Sekutu yang digerakkan oleh tentara Inggris berupaya mengevakuasi diri. Di tengah keberhasilan mengusir sekutu, ternyata di luar sana KH Dalhar Watucongol telah setengah jalan membaca Hizib Nashar diikuti oleh santri dan para pejuang lainnya yang berkumpul melakukan gerakan ruhani. Di antara yang juga dibaca ialah Dalailul Khoirot, Hizib al-Barri, Hizb al-Bahri keduanya li Abil Hasan Asy-Syadzili.
Shalawat Nariyah
Di tengah-tengah kecamuk di daerah Magelang tersebut, kantor-kantor, termasuk markas hizbullah dikosongkan selama tiga hari. Jalan Raya Poncol Magelang menjadi sepi. Penduduk sepanjang jalan tersebut banyak yang mengungsi. Meskipun berhasil kembali dikuasai oleh Laskar Hizbullah dan TKR, namun masyarakat tetap memilih mengungsi karena bisa sewaktu-waktu tentara Sekutu kembali menyerang.
Di tengah kondisi yang sepi, KH Saifuddin Zuhri yang sedang melakukan perjalanan kembali ke tempat tinggalnya setelah mengunjungi Kantor Karesidenan Magelang. Ia berjalan kaki menempu jarak sekitar satu kilometer. Baru sampai di belakang Hotel Tidar, 200 meter dari rumah Abdul Wahab Kodri (Sekrteris NU Magelang), gemuruh yang berasal dari benturan dua benda keras terdengar disusul oleh berondongan peluru dari senjata jenis mitraliur (sebuah senjata api yang menggabungkan kemampuan menembak otomatis senapan mesin dengan amunisi pistol).
Benturan benda-benda keras tersebut dua-duanya saling bersahutan dan berbarengan sehingga cukup memekakkan telinga. Dua-duanya bersumber dari iring-iringan pasukan tank yang memlopori pendudukan serdadu-serdadu Inggris atas Kota Magelang.
Kiai Saifuddin Zuhri seketika bertiarap dan berguling memasuki pekarangan rumah warga agar bisa merangkak menuju tempat yang lebih aman. Di tengah ia berjibaku mengamankan diri, ia membaca sebuah wirid secara lirih. Wirid yang ia lakukan sejak dalam pusat latihan Hizbullah di Cibarusa ialah 'Shalawat Nariyah'. (KH Saifuddin Zuhri, 2013: 347).
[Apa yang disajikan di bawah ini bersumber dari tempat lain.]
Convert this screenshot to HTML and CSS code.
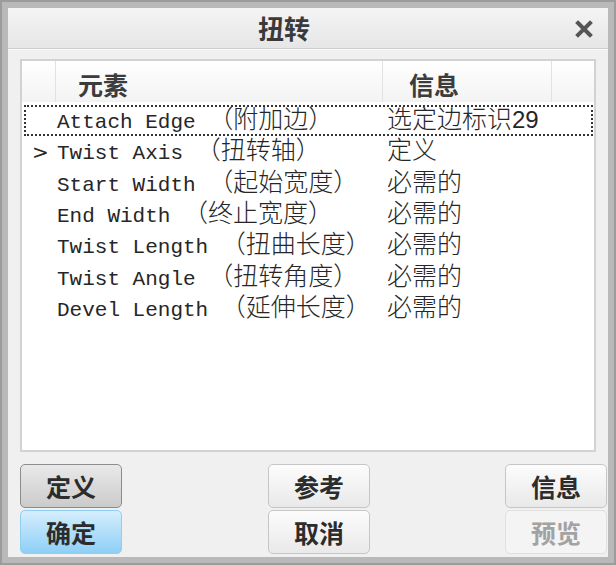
FILE: index.html
```html
<!DOCTYPE html>
<html lang="zh-CN">
<head>
    <meta charset="UTF-8">
    <title>扭转</title>
    <link rel="stylesheet" href="styles.css">
</head>
<body>

<div class="window">
    <!-- Title bar -->
    <div class="titlebar">
        <span class="title">扭转</span>
        <span class="close">
            <svg width="18" height="18" viewBox="0 0 18 18">
                <path d="M3 3 L15 15 M15 3 L3 15" stroke="#555" stroke-width="4" stroke-linecap="square"/>
            </svg>
        </span>
    </div>

    <div class="body">
        <!-- Element list -->
        <div class="list">
            <div class="list-head">
                <div class="hcell gutter"></div>
                <div class="hcell name">元素</div>
                <div class="hcell info">信息</div>
                <div class="hcell filler"></div>
            </div>
            <div class="rows">
                <div class="row focus">
                    <span class="mark"></span>
                    <span class="name">Attach Edge <span class="cn">（附加边）</span></span>
                    <span class="info"><span class="cn">选定边标识</span><span class="num">29</span></span>
                </div>
                <div class="row">
                    <span class="mark">&gt;</span>
                    <span class="name">Twist Axis <span class="cn">（扭转轴）</span></span>
                    <span class="info"><span class="cn">定义</span></span>
                </div>
                <div class="row">
                    <span class="mark"></span>
                    <span class="name">Start Width <span class="cn">（起始宽度）</span></span>
                    <span class="info"><span class="cn">必需的</span></span>
                </div>
                <div class="row">
                    <span class="mark"></span>
                    <span class="name">End Width <span class="cn">（终止宽度）</span></span>
                    <span class="info"><span class="cn">必需的</span></span>
                </div>
                <div class="row">
                    <span class="mark"></span>
                    <span class="name">Twist Length <span class="cn">（扭曲长度）</span></span>
                    <span class="info"><span class="cn">必需的</span></span>
                </div>
                <div class="row">
                    <span class="mark"></span>
                    <span class="name">Twist Angle <span class="cn">（扭转角度）</span></span>
                    <span class="info"><span class="cn">必需的</span></span>
                </div>
                <div class="row">
                    <span class="mark"></span>
                    <span class="name">Devel Length <span class="cn">（延伸长度）</span></span>
                    <span class="info"><span class="cn">必需的</span></span>
                </div>
            </div>
        </div>

        <!-- Dialog buttons -->
        <div class="buttons">
            <div class="btn-col">
                <button class="btn pressed">定义</button>
                <button class="btn default">确定</button>
            </div>
            <div class="btn-col">
                <button class="btn">参考</button>
                <button class="btn">取消</button>
            </div>
            <div class="btn-col">
                <button class="btn">信息</button>
                <button class="btn disabled">预览</button>
            </div>
        </div>
    </div>
</div>

</body>
</html>
```

FILE: styles.css
```css
/* Page */
body {
    margin: 0;
    padding: 0;
    background-color: #a8a8a8;
    font-family: "Noto Sans CJK SC", sans-serif;
    color: #2a2a2a;
}

/* Dialog frame */
.window {
    box-sizing: border-box;
    width: 616px;
    height: 565px;
    border: 8px solid #b9b9b9;
    outline: 2px solid #9c9c9c;
    outline-offset: -2px;
    background-color: #f0f0f0;
    display: flex;
    flex-direction: column;
}

/* Title bar */
.titlebar {
    height: 40px;
    display: flex;
    align-items: center;
    background: linear-gradient(#f4f4f4, #e6e6e6);
    border-bottom: 1px solid #cdcdcd;
    box-shadow: 0 1px 0 #fafafa;
    position: relative;
}

.title {
    flex: 1;
    text-align: center;
    padding-right: 48px;
    font-size: 26px;
    line-height: 1;
    font-weight: bold;
    color: #3a3a3a;
}

.close {
    position: absolute;
    right: 15px;
    top: 11px;
    width: 18px;
    height: 18px;
}

/* Content area */
.body {
    flex: 1;
    display: flex;
    flex-direction: column;
    padding: 10px 12px 0 12px;
}

/* List box */
.list {
    height: 389px;
    background-color: #fff;
    border: 2px solid #d2d2d2;
    display: flex;
    flex-direction: column;
}

.list-head {
    height: 41px;
    display: flex;
    background: linear-gradient(#ffffff, #f3f3f3);
}

.hcell {
    border-right: 1px solid #e2e2e2;
    font-size: 25px;
    font-weight: bold;
    color: #3c3c3c;
    line-height: 46px;
}

.hcell.gutter {
    width: 33px;
}

.hcell.name {
    width: 304px;
    padding-left: 22px;
}

.hcell.info {
    width: 142px;
    padding-left: 26px;
}

.hcell.filler {
    flex: 1;
    border-right: none;
}

.rows {
    padding-top: 3px;
}

.row {
    height: 31.3px;
    display: flex;
    align-items: center;
    margin: 0 1px 0 2px;
    font-family: "Liberation Mono", "Noto Sans CJK SC", monospace;
    font-size: 21px;
    line-height: 26px;
    white-space: pre;
    color: #262626;
}

.row.focus {
    outline: 2px dotted #333;
    outline-offset: -2px;
}

.row .mark {
    width: 33px;
    padding-left: 8px;
    box-sizing: border-box;
    font-family: "DejaVu Sans", sans-serif;
    font-size: 20px;
}

.row .name {
    width: 328px;
}

.row .info {
    padding-left: 2px;
}

.cn {
    font-family: "Noto Sans CJK SC", sans-serif;
    font-size: 25px;
    line-height: 1;
    font-weight: 300;
}

.num {
    font-family: "Liberation Sans", sans-serif;
    font-size: 24px;
    line-height: 1;
}

/* Buttons */
.buttons {
    margin-top: 12px;
    margin-right: -10px;
    display: grid;
    grid-template-columns: 248px 237px 101px;
}

.btn-col {
    display: flex;
    flex-direction: column;
    gap: 2px;
}

.btn {
    width: 102px;
    height: 44px;
    padding: 0;
    border: 1px solid #c6c6c6;
    border-radius: 5px;
    background: linear-gradient(#fcfcfc, #e9e9e9);
    font-family: "Noto Sans CJK SC", sans-serif;
    font-size: 25px;
    font-weight: bold;
    color: #2c2c2c;
}

.btn.pressed {
    border-color: #8c8c8c;
    background: linear-gradient(#e9e9e9, #cbcbcb);
}

.btn.default {
    border-color: #92cdf2;
    background: linear-gradient(#d5eefd, #8fcff6);
}

.btn.disabled {
    border-color: #e0e0e0;
    background: #f4f4f4;
    color: #a2a2a2;
}
```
Wirid Shalawat Nariyah membawa Kiai Saifuddin Zuhri keluar dari lobang jarum. Ia sendiri tidak bisa membayangkan ketika bisa meloloskan diri dari kemelut maut tersebut. Akhirnya ia berhasil tiba di sebuah tempat di mana beberapa kawan para kiai juga dalam kondisi siap siaga di markas Sabilillah.